◆ Instructions for the task
Write every line out verbatim and omit the pictures.

◆ Collected material
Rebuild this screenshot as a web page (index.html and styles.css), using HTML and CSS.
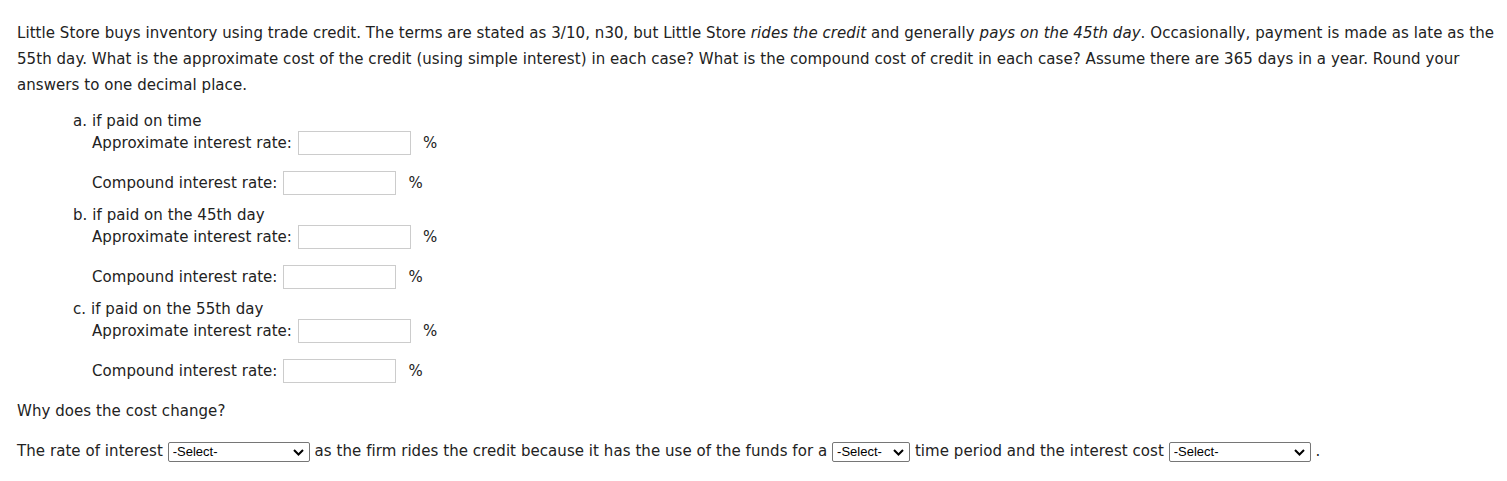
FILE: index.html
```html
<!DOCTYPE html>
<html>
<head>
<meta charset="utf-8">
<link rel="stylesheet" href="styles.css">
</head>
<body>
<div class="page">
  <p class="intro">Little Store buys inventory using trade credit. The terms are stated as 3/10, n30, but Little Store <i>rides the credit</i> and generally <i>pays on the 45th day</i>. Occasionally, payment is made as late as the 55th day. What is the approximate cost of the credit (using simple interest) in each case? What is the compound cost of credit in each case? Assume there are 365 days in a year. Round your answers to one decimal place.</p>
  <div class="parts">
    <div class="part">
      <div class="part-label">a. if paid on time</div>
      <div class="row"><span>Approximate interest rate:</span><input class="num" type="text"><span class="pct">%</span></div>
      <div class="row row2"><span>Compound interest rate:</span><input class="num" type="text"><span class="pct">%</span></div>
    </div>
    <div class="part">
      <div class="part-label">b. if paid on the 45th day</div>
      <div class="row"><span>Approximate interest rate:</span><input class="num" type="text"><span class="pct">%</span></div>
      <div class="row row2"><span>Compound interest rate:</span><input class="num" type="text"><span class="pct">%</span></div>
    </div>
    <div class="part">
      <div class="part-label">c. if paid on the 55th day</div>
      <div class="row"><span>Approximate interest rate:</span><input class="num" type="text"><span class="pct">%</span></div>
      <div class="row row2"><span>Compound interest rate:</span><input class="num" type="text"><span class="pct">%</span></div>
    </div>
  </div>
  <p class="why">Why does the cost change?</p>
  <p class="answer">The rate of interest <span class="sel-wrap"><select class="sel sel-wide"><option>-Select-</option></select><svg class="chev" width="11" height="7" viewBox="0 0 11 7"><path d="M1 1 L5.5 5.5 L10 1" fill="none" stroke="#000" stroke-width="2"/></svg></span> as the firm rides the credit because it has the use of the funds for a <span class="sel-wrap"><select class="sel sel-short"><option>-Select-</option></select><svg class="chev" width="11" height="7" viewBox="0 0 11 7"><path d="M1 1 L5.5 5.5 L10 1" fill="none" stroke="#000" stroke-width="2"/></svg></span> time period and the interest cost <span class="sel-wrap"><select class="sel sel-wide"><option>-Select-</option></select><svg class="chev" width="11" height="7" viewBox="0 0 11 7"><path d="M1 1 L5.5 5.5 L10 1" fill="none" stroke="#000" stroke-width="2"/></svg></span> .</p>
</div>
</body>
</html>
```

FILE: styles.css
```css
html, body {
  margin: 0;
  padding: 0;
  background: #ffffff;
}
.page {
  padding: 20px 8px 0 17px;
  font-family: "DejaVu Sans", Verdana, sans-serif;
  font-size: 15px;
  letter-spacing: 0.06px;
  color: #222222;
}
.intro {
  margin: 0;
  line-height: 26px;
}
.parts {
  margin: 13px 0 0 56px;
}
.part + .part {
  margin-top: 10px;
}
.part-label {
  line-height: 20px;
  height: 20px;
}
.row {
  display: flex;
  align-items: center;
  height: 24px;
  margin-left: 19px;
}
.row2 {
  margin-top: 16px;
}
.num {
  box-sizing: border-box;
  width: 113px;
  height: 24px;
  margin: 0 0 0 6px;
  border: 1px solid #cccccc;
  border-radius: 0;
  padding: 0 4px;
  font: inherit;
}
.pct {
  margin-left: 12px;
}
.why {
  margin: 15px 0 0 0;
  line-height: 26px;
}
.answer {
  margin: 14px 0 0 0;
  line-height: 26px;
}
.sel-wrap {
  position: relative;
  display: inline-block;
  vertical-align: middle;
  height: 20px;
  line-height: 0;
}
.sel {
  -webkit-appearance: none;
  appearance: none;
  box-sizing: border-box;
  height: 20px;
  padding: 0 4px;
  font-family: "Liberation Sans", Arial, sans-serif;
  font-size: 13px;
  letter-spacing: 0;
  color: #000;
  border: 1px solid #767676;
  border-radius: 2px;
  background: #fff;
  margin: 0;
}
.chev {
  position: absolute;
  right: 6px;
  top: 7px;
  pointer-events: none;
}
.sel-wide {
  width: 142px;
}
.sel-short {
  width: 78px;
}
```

◆ Response for this exercise
Rebuild this screenshot as a web page (index.html and styles.css), using HTML and CSS.
FILE: index.html
```html
<!DOCTYPE html>
<html>
<head>
<meta charset="utf-8">
<link rel="stylesheet" href="styles.css">
</head>
<body>
<div class="page">
  <p class="intro">Little Store buys inventory using trade credit. The terms are stated as 3/10, n30, but Little Store <i>rides the credit</i> and generally <i>pays on the 45th day</i>. Occasionally, payment is made as late as the 55th day. What is the approximate cost of the credit (using simple interest) in each case? What is the compound cost of credit in each case? Assume there are 365 days in a year. Round your answers to one decimal place.</p>
  <div class="parts">
    <div class="part">
      <div class="part-label">a. if paid on time</div>
      <div class="row"><span>Approximate interest rate:</span><input class="num" type="text"><span class="pct">%</span></div>
      <div class="row row2"><span>Compound interest rate:</span><input class="num" type="text"><span class="pct">%</span></div>
    </div>
    <div class="part">
      <div class="part-label">b. if paid on the 45th day</div>
      <div class="row"><span>Approximate interest rate:</span><input class="num" type="text"><span class="pct">%</span></div>
      <div class="row row2"><span>Compound interest rate:</span><input class="num" type="text"><span class="pct">%</span></div>
    </div>
    <div class="part">
      <div class="part-label">c. if paid on the 55th day</div>
      <div class="row"><span>Approximate interest rate:</span><input class="num" type="text"><span class="pct">%</span></div>
      <div class="row row2"><span>Compound interest rate:</span><input class="num" type="text"><span class="pct">%</span></div>
    </div>
  </div>
  <p class="why">Why does the cost change?</p>
  <p class="answer">The rate of interest <span class="sel-wrap"><select class="sel sel-wide"><option>-Select-</option></select><svg class="chev" width="11" height="7" viewBox="0 0 11 7"><path d="M1 1 L5.5 5.5 L10 1" fill="none" stroke="#000" stroke-width="2"/></svg></span> as the firm rides the credit because it has the use of the funds for a <span class="sel-wrap"><select class="sel sel-short"><option>-Select-</option></select><svg class="chev" width="11" height="7" viewBox="0 0 11 7"><path d="M1 1 L5.5 5.5 L10 1" fill="none" stroke="#000" stroke-width="2"/></svg></span> time period and the interest cost <span class="sel-wrap"><select class="sel sel-wide"><option>-Select-</option></select><svg class="chev" width="11" height="7" viewBox="0 0 11 7"><path d="M1 1 L5.5 5.5 L10 1" fill="none" stroke="#000" stroke-width="2"/></svg></span> .</p>
</div>
</body>
</html>
```

FILE: styles.css
```css
html, body {
  margin: 0;
  padding: 0;
  background: #ffffff;
}
.page {
  padding: 20px 8px 0 17px;
  font-family: "DejaVu Sans", Verdana, sans-serif;
  font-size: 15px;
  letter-spacing: 0.06px;
  color: #222222;
}
.intro {
  margin: 0;
  line-height: 26px;
}
.parts {
  margin: 13px 0 0 56px;
}
.part + .part {
  margin-top: 10px;
}
.part-label {
  line-height: 20px;
  height: 20px;
}
.row {
  display: flex;
  align-items: center;
  height: 24px;
  margin-left: 19px;
}
.row2 {
  margin-top: 16px;
}
.num {
  box-sizing: border-box;
  width: 113px;
  height: 24px;
  margin: 0 0 0 6px;
  border: 1px solid #cccccc;
  border-radius: 0;
  padding: 0 4px;
  font: inherit;
}
.pct {
  margin-left: 12px;
}
.why {
  margin: 15px 0 0 0;
  line-height: 26px;
}
.answer {
  margin: 14px 0 0 0;
  line-height: 26px;
}
.sel-wrap {
  position: relative;
  display: inline-block;
  vertical-align: middle;
  height: 20px;
  line-height: 0;
}
.sel {
  -webkit-appearance: none;
  appearance: none;
  box-sizing: border-box;
  height: 20px;
  padding: 0 4px;
  font-family: "Liberation Sans", Arial, sans-serif;
  font-size: 13px;
  letter-spacing: 0;
  color: #000;
  border: 1px solid #767676;
  border-radius: 2px;
  background: #fff;
  margin: 0;
}
.chev {
  position: absolute;
  right: 6px;
  top: 7px;
  pointer-events: none;
}
.sel-wide {
  width: 142px;
}
.sel-short {
  width: 78px;
}
```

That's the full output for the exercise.